The meeting between Liu and the Falun Gong members happened around the time Liu's former aide, Assemblywoman Ellen Young, was gearing up for what would be her first re-election campaign.

Young, for a number of reasons, lost her race that year to Grace Meng (daughter of the Assemblyman who immediately preceded Young). The relentless, sensationally negative coverage in the Epoch Times did not help Young's efforts.

Meng, for her part, has kept herself out of the Falun Gong cross-hairs and presented herself carefully as an assemblywoman who happens to be Asian, not an ambassador to the Asian masses.

The strategy has worked: The Epoch Times has only mentioned Meng in three stories that I could find.

Liu, for his part, accepts the fact that there is a group of people who dislike him intensely and vocally.
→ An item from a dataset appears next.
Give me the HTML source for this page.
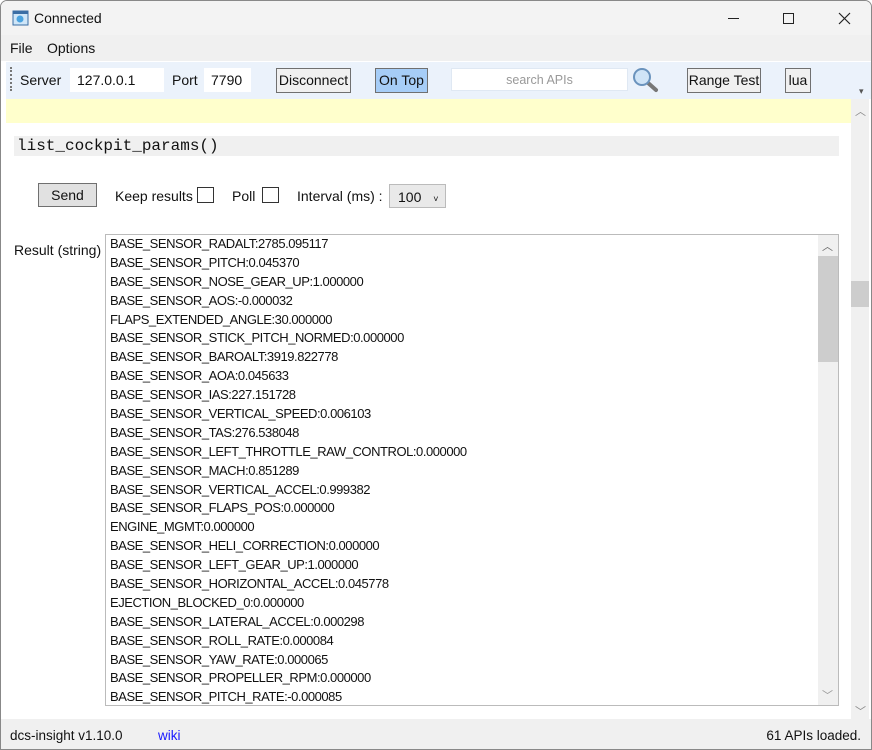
<!DOCTYPE html>
<html><head><meta charset="utf-8"><style>
*{margin:0;padding:0;box-sizing:border-box}
body{width:872px;height:750px;overflow:hidden;background:#fff;font-family:"Liberation Sans",sans-serif;font-size:14px;color:#111;position:relative}
.a{position:absolute}
.win{left:0;top:0;width:872px;height:750px;border:1px solid #888;border-radius:7px 7px 0 0;overflow:hidden;background:#fff}
.btn{position:absolute;border:1px solid #707070;background:#e6e6e6;font-size:14px;text-align:center;line-height:21px}
.inp{position:absolute;background:#fff;font-size:14px;line-height:24px;padding-left:7px}
.res div{height:18.9px;line-height:18.9px;font-size:13px;letter-spacing:-0.45px;white-space:nowrap}
</style></head><body>
<div class="a win">
<div class="a" style="left:0;top:0;width:872px;height:34px;background:#f3f3f3"></div>
<svg class="a" style="left:11px;top:9px" width="17" height="17"><rect x="1" y="1" width="15" height="14" fill="#cfe6f8" stroke="#3a6ea5"/><rect x="1" y="1" width="15" height="3" fill="#3a6ea5"/><circle cx="8" cy="9" r="3.5" fill="#4aa3e0"/></svg>
<div class="a" style="left:33px;top:9px;font-size:14px">Connected</div>
<div class="a" style="left:727px;top:17px;width:11px;height:1px;background:#222"></div>
<div class="a" style="left:782px;top:12px;width:11px;height:11px;border:1px solid #222"></div>
<svg class="a" style="left:837px;top:11px" width="13" height="13"><path d="M1 1L12 12M12 1L1 12" stroke="#222" stroke-width="1.2"/></svg>
<div class="a" style="left:0;top:34px;width:872px;height:26px;background:#f0f0f0"></div>
<div class="a" style="left:9px;top:39px">File</div>
<div class="a" style="left:46px;top:39px">Options</div>
<div class="a" style="left:5px;top:60px;width:866px;height:38px;background:#ebf2fb;border-top:1px solid #fff"></div>
<div class="a" style="left:9px;top:66px;width:2px;height:24px;border-left:2px dotted #777"></div>
<div class="a" style="left:19px;top:71px">Server</div>
<div class="inp" style="left:69px;top:67px;width:94px">127.0.0.1</div>
<div class="a" style="left:171px;top:71px">Port</div>
<div class="inp" style="left:203px;top:67px;width:47px">7790</div>
<div class="btn" style="left:275px;top:67px;width:75px;height:25px;line-height:23px;background:#f0f0f0">Disconnect</div>
<div class="btn" style="left:374px;top:67px;width:53px;height:25px;line-height:23px;background:#a6cdf7">On Top</div>
<div class="inp" style="left:450px;top:67px;width:177px;height:23px;line-height:22px;border:1px solid #dfe8f3;color:#999;font-size:12.5px;text-align:center;padding:0">search APIs</div>
<svg class="a" style="left:631px;top:66px" width="28" height="26"><line x1="15" y1="15" x2="24" y2="23" stroke="#777" stroke-width="4" stroke-linecap="round"/><circle cx="10" cy="10" r="8" fill="#cfe4f7" stroke="#6a93bd" stroke-width="2"/></svg>
<div class="btn" style="left:686px;top:67px;width:74px;height:25px;line-height:23px;background:#f0f0f0">Range Test</div>
<div class="btn" style="left:784px;top:67px;width:26px;height:25px;line-height:23px;background:#f0f0f0">lua</div>
<div class="a" style="left:858px;top:85px;font-size:9px;color:#555">▾</div>
<div class="a" style="left:5px;top:98px;width:845px;height:24px;background:#ffffcc"></div>
<div class="a" style="left:850px;top:98px;width:18px;height:620px;background:#f0f0f0"></div>
<div class="a" style="left:850px;top:280px;width:18px;height:26px;background:#cdcdcd"></div>
<div class="a" style="left:854px;top:102px;font-size:11px;color:#888">︿</div>
<div class="a" style="left:854px;top:702px;font-size:11px;color:#888">﹀</div>
<div class="a" style="left:13px;top:135px;width:825px;height:20px;background:#f0f0f0;font-family:'Liberation Mono',monospace;font-size:16px;line-height:20px;padding-left:3px">list_cockpit_params()</div>
<div class="btn" style="left:37px;top:182px;width:59px;height:24px;line-height:22px;background:#e1e1e1">Send</div>
<div class="a" style="left:114px;top:187px">Keep results</div>
<div class="a" style="left:196px;top:186px;width:17px;height:16px;border:1px solid #333;background:#fff"></div>
<div class="a" style="left:231px;top:187px">Poll</div>
<div class="a" style="left:261px;top:186px;width:17px;height:16px;border:1px solid #333;background:#fff"></div>
<div class="a" style="left:296px;top:187px">Interval (ms) :</div>
<div class="a" style="left:388px;top:183px;width:57px;height:24px;border:1px solid #bbb;background:#e9e9e9;padding-left:8px;line-height:24px">100 <span style="font-size:9px;margin-left:8px">˅</span></div>
<div class="a" style="left:13px;top:241px">Result (string)</div>
<div class="a" style="left:104px;top:233px;width:734px;height:472px;border:1px solid #bbb;background:#fff;overflow:hidden">
<div class="a res" style="left:4px;top:0px">
<div>BASE_SENSOR_RADALT:2785.095117</div><div>BASE_SENSOR_PITCH:0.045370</div><div>BASE_SENSOR_NOSE_GEAR_UP:1.000000</div><div>BASE_SENSOR_AOS:-0.000032</div><div>FLAPS_EXTENDED_ANGLE:30.000000</div><div>BASE_SENSOR_STICK_PITCH_NORMED:0.000000</div><div>BASE_SENSOR_BAROALT:3919.822778</div><div>BASE_SENSOR_AOA:0.045633</div><div>BASE_SENSOR_IAS:227.151728</div><div>BASE_SENSOR_VERTICAL_SPEED:0.006103</div><div>BASE_SENSOR_TAS:276.538048</div><div>BASE_SENSOR_LEFT_THROTTLE_RAW_CONTROL:0.000000</div><div>BASE_SENSOR_MACH:0.851289</div><div>BASE_SENSOR_VERTICAL_ACCEL:0.999382</div><div>BASE_SENSOR_FLAPS_POS:0.000000</div><div>ENGINE_MGMT:0.000000</div><div>BASE_SENSOR_HELI_CORRECTION:0.000000</div><div>BASE_SENSOR_LEFT_GEAR_UP:1.000000</div><div>BASE_SENSOR_HORIZONTAL_ACCEL:0.045778</div><div>EJECTION_BLOCKED_0:0.000000</div><div>BASE_SENSOR_LATERAL_ACCEL:0.000298</div><div>BASE_SENSOR_ROLL_RATE:0.000084</div><div>BASE_SENSOR_YAW_RATE:0.000065</div><div>BASE_SENSOR_PROPELLER_RPM:0.000000</div><div>BASE_SENSOR_PITCH_RATE:-0.000085</div>
</div>
<div class="a" style="left:712px;top:0;width:20px;height:470px;background:#f0f0f0"></div>
<div class="a" style="left:712px;top:21px;width:20px;height:106px;background:#cdcdcd"></div>
<div class="a" style="left:716px;top:3px;font-size:11px;color:#666">︿</div>
<div class="a" style="left:716px;top:452px;font-size:11px;color:#999">﹀</div>
</div>
<div class="a" style="left:0;top:718px;width:872px;height:32px;background:#f0f0f0"></div>
<div class="a" style="left:9px;top:727px;font-size:13.5px">dcs-insight v1.10.0</div>
<div class="a" style="left:157px;top:727px;font-size:13.5px;color:#1a1aff">wiki</div>
<div class="a" style="right:10px;top:727px;font-size:13.5px">61 APIs loaded.</div>
</div>
</body></html>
At the kick-off event for his city comptroller bid on the steps of City Hall, Liu spotted a bunch of banner-waving anti-Liu protesters just outside the gates. Surrounded by a few reporters and well-wishers, Liu calmly gestured toward them, smiling, and explained that they were his "friends" who follow him "everywhere."

Liu's campaign did not wish to comment for this story.